- [Objective]:
Pick out and copy every line below that has the word "React".

- [Source material]:
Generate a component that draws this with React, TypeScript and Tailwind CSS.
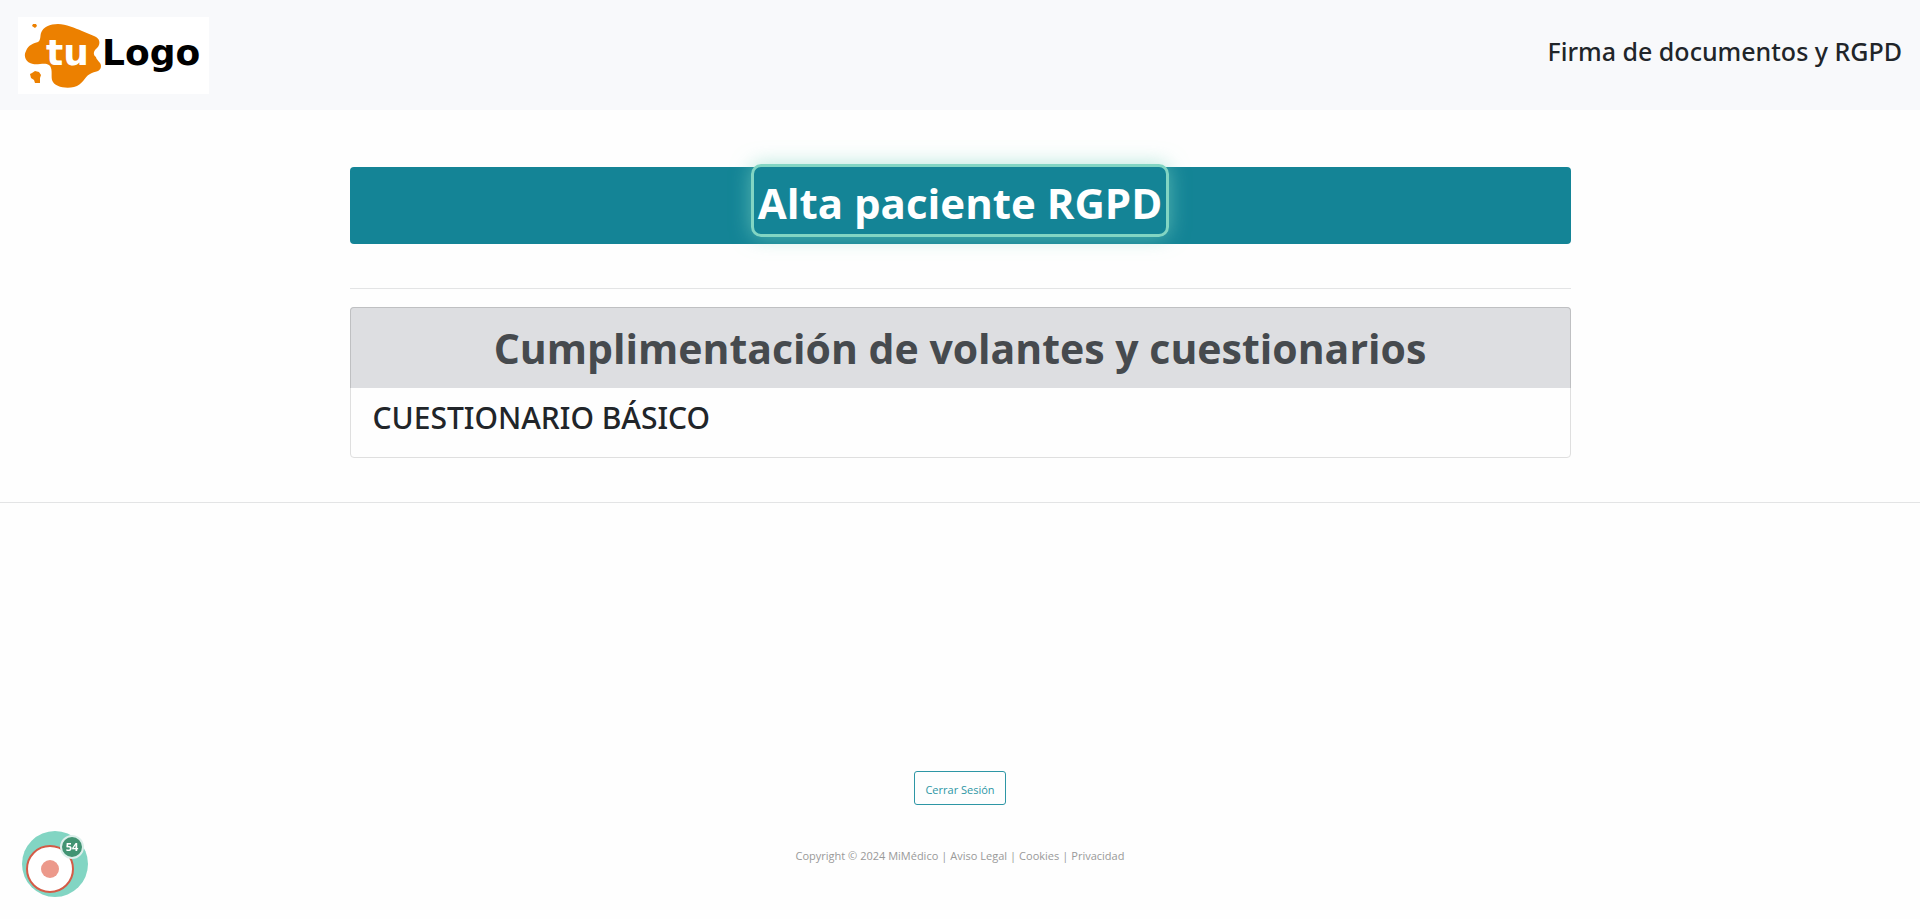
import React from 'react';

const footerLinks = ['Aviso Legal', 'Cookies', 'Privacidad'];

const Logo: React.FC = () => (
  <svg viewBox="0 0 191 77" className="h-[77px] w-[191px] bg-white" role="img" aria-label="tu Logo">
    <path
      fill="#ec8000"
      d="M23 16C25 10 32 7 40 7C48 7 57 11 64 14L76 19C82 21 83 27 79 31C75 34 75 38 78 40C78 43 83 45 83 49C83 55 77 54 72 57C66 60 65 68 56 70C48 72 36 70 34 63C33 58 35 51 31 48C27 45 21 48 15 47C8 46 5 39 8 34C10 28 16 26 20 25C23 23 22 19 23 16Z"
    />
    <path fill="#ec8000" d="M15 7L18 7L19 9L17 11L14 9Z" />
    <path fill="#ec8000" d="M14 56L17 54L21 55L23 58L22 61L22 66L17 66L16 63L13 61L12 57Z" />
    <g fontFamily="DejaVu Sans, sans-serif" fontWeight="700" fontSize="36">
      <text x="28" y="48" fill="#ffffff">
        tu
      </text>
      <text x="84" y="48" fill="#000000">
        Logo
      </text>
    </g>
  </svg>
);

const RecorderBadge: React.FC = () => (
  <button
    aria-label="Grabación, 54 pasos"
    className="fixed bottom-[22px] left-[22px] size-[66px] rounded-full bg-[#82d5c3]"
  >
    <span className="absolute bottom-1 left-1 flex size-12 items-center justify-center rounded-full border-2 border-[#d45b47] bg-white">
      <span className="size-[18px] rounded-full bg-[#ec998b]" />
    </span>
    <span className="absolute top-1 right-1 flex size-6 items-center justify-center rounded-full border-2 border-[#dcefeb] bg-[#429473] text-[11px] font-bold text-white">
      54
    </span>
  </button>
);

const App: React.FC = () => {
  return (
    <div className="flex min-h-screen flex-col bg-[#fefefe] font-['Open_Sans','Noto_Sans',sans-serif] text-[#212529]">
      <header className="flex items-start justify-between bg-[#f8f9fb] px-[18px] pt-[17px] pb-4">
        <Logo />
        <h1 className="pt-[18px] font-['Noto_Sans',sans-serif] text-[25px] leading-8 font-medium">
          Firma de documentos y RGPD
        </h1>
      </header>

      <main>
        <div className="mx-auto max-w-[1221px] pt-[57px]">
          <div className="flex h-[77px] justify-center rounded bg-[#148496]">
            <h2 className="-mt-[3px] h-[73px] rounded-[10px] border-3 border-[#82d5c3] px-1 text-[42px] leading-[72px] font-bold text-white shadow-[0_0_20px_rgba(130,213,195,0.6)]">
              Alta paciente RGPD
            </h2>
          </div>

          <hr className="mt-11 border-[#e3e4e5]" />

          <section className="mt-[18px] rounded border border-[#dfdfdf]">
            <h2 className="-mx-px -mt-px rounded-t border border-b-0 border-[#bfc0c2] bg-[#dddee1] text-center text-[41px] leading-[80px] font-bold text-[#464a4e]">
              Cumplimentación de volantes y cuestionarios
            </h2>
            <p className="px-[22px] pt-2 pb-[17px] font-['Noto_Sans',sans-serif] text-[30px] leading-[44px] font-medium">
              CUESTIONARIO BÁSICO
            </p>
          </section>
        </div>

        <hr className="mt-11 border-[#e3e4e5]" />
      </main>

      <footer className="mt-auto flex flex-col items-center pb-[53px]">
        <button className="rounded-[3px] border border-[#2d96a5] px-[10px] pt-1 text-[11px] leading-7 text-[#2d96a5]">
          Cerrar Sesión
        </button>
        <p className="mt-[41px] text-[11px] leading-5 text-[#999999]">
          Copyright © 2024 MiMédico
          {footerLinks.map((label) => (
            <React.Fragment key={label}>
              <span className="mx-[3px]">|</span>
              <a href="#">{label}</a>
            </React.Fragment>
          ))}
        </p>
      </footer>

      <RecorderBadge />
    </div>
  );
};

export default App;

- [Written response]:
Generate a component that draws this with React, TypeScript and Tailwind CSS.
import React from 'react';
const Logo: React.FC = () => (
const RecorderBadge: React.FC = () => (
const App: React.FC = () => {
            <React.Fragment key={label}>
            </React.Fragment>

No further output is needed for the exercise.